CLIPPED: Northwest Rock, one of the only two regularly-scheduled outlets on Seattle TV for regional acts (especially indie and unsigned acts), has been canceled by KTZZ. It can be argued that the station’s sales staff didn’t know how to market the show, and that it was hurt by its 1 a.m. Saturday time slot (when people who liked these bands would be out seeing them). Producer Frank Harlan, a.k.a. Bill Bored, isn’t giving up; he’s got plans for occasional specials, and may try to relaunch the show under some other financial setup, on KTZZ or some other outlet. It might help if you write KTZZ, 945 Dexter Ave. N., 98109, tell ’em you want to keep seeing “Northwest music history in the making” and would watch it in a better time slot.
‘TIL WE BAKE SLIGHTLY LESS in Sept., check out the Thursday night “Rock n’ Bowl” at Imperial Lanes on Rainier (the real-life equivalent to the “Soul Bowl” depicted on a recent Stranger cover), be sure to catch TV Nation, Fox’s great reruns of Thunderbirds Sat. morns and Lifetime’s great reruns of Mary Hartman, Mary Hartman Sat. nights, and recall the sage advice of the immortal James Thurber: “Early to rise and early to bed makes a male healthy, wealthy and dead.”
PASSAGE
Bucky Fuller’s classic definition of a human being: “A self-balancing, 28-jointed adapter-base biped…the whole complex mechanism guided with exquisite precision from a turret in which are located telescopic and microscopic self-registering and recording range-finders, a spectrascope, etc., the turret control being closely allied with an air conditioning intake-and-exhaust, and a main fuel intake.”
REPORT
Still looking for pix (photos, posters, record art) for my book on the real local music history.
If you’ve any comments on what ought to be in the new bigger newsletter (i.e., if you think the fiction’s cool or sucks), lemme know.
WORD-O-MONTH
“Sedulous”
THE MEDIA SEATTLE
There are many Seattles more or less co-existing in the same real estate, but practically the only one you hear about in the local mainstream media is what we might call the Media Seattle. The Media Seattle is the only Seattle you see on Evening Magazine, in the Weekly, in Pacific Northwest magazine, in commercials, and in Nordy’s ads. It’s the only Seattle you see when Good Morn. America or Tom Snyder’s cable show come here: Pike Place Fish, houseboats, Starbucks, microbrews (but never any drunks), Bill Gates, the Museum of Flight, and maybe Boeing. You see Westlake but not Eastlake, Green Lake but not the Duwamish. The Media Seattle myth tries to condescendingly explain away “the grunge explosion” without acknowledging that the Punk Seattle is diametrically opposed to the obsessive smarminess and blandness of the Media Seattle.The Media Seattle often brags about its “commitment to diversity” or “multiculturalism,” but it’s a sham. The Media Seattle only gives a damn about you if you’re an affluent member of the baby-boom generation (or a pre-teen child of one), and only if you’re either a non-Catholic white or an assimilationist minority trying to be a white boomer. A few Japanese-Americans are allowed in the Media Seattle, but no Koreans or Vietnamese and certainly no Samoans.
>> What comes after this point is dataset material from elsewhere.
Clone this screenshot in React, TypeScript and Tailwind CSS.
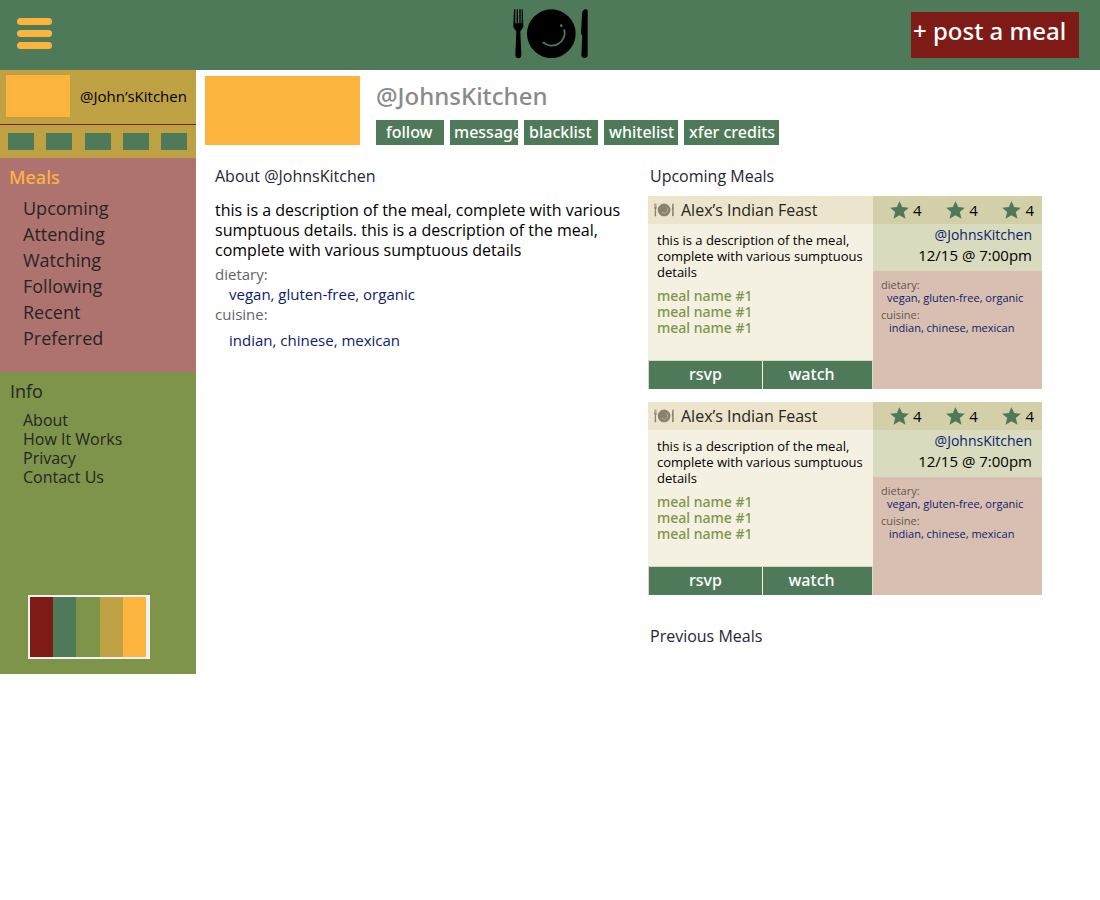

Representatives of the traditional news media sometimes try to scare you that the Info Hi-Way will make information accessible only to the affluent, but that’s what those traditional news media themselves have been doing for the past 20 years. When was the last time you saw minority or working-class people depicted as non-buffoons in the local dailies, as non-criminals on local TV news, or at all in the Weekly? When was the last time you saw our “Seattle” mainstream media treat city residents with respect, instead of aiming only at some mythical average family out in the higher-priced subdivisions? There’s this one very narrow class of people that the media want to reach. If you don’t belong to it, you won’t be shown in the media (and that includes “alternative” media that try to be “progressive” but still all-upscale) unless you get arrested for something bad.
When I see images of the Media Seattle, I think what a dull, utterly bourgeois place that would be if it existed. The Commons and the Urban Villages are attempts to make that smarmy fantasy a reality. Thank God we still have some other Seattles in our midst, at least for now.